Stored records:
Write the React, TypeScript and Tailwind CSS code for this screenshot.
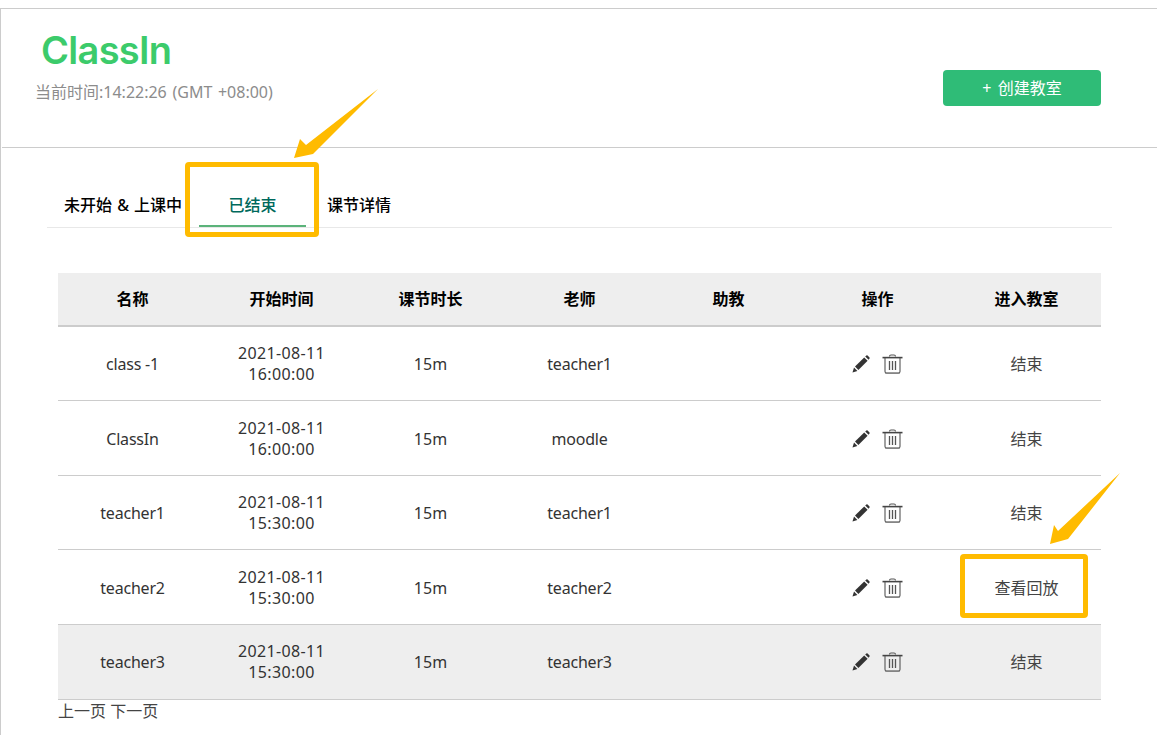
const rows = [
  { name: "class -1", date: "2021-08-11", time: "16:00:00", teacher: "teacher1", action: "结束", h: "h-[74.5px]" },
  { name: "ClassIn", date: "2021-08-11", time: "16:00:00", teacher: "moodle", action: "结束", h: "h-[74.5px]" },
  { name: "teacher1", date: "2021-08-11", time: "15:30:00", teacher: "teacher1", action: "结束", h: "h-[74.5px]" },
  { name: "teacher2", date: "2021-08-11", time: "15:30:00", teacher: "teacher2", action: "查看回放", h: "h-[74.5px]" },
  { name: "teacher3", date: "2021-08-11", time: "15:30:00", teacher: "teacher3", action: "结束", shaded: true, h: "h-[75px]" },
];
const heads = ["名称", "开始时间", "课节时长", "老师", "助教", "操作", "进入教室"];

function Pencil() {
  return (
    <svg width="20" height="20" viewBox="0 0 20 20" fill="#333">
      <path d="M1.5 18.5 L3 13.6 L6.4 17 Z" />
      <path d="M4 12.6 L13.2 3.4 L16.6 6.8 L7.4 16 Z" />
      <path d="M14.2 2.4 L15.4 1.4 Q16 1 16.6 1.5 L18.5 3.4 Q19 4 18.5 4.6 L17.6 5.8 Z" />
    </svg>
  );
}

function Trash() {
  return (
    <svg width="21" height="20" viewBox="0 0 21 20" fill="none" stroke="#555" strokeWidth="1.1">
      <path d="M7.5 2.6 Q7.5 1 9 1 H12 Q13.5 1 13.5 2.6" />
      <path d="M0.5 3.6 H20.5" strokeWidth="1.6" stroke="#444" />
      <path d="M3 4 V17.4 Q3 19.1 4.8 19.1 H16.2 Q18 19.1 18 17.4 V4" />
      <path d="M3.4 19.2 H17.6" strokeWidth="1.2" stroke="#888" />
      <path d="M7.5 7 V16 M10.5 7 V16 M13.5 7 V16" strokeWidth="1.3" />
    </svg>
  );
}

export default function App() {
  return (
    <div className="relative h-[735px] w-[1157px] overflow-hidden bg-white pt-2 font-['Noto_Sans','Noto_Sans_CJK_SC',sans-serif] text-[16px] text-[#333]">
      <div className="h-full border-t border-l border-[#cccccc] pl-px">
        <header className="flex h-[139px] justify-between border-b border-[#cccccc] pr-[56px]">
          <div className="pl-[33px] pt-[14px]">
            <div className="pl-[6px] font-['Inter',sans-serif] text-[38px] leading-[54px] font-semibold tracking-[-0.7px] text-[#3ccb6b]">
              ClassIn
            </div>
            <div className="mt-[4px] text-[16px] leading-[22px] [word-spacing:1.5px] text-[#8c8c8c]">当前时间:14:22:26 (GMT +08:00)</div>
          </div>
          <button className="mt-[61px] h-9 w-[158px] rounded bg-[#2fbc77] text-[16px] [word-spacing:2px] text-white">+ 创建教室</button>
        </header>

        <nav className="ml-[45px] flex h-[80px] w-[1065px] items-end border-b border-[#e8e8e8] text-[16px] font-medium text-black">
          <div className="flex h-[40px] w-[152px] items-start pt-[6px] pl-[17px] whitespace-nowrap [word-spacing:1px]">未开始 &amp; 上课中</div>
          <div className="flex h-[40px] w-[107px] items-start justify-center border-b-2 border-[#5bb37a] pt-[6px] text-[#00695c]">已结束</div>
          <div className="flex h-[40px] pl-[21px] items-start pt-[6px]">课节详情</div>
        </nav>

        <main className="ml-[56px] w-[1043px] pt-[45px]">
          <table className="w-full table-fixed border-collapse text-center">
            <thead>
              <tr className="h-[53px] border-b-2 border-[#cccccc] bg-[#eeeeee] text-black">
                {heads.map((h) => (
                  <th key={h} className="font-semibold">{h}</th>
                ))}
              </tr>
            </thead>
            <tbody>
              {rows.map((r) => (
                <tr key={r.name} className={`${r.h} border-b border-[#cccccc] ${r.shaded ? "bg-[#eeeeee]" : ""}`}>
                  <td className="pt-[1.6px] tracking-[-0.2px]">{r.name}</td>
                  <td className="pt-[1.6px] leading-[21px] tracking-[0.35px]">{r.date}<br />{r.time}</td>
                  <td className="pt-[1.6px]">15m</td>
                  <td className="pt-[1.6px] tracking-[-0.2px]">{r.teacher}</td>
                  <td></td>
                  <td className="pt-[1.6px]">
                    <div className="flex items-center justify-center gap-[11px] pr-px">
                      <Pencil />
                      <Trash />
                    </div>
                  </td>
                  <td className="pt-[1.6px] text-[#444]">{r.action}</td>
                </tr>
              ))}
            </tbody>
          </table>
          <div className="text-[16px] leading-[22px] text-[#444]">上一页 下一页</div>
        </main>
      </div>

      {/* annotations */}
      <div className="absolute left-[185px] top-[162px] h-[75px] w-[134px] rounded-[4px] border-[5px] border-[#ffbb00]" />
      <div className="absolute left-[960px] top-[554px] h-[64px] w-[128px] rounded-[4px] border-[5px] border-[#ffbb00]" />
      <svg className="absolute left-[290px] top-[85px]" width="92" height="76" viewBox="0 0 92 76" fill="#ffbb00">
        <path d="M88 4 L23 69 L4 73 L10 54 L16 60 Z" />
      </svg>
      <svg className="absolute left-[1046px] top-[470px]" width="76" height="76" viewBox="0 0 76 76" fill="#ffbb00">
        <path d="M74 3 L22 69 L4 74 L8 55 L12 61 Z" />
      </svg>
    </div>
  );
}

---

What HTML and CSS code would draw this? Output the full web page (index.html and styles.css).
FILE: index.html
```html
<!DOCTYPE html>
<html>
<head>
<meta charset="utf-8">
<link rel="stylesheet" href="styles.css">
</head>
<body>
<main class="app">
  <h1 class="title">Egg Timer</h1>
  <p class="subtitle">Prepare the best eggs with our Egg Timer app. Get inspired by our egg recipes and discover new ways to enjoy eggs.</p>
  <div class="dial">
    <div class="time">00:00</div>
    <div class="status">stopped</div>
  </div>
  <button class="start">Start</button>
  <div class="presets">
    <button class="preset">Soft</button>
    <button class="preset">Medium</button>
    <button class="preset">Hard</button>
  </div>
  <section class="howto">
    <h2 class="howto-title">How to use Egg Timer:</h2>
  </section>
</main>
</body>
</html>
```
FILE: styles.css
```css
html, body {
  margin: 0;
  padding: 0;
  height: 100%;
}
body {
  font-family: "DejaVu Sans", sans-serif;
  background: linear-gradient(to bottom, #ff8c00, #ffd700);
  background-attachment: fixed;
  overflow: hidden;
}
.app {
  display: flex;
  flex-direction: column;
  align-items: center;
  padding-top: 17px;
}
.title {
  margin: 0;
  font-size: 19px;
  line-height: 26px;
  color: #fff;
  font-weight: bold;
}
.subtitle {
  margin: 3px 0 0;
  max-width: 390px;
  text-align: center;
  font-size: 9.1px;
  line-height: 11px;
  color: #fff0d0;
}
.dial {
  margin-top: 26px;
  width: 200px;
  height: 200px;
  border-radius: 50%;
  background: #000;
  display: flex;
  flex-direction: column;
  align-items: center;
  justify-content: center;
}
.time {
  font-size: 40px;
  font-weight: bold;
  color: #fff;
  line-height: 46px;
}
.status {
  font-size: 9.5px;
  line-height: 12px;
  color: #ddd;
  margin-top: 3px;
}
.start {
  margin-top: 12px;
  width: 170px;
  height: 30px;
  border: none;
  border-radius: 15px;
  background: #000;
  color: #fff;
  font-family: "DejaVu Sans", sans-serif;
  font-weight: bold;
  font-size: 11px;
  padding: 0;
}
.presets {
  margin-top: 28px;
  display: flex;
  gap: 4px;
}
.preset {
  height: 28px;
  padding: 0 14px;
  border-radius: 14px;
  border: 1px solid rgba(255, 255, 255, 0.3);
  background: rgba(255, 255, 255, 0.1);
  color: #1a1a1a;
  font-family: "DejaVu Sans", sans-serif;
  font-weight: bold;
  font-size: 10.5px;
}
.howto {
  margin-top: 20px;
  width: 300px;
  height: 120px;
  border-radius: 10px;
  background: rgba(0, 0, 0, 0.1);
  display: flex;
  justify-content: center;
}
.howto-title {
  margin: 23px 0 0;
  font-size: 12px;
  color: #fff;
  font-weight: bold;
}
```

** Short problem **
The answer is a single number: how many lines include the word "this"?

** Task solution **
2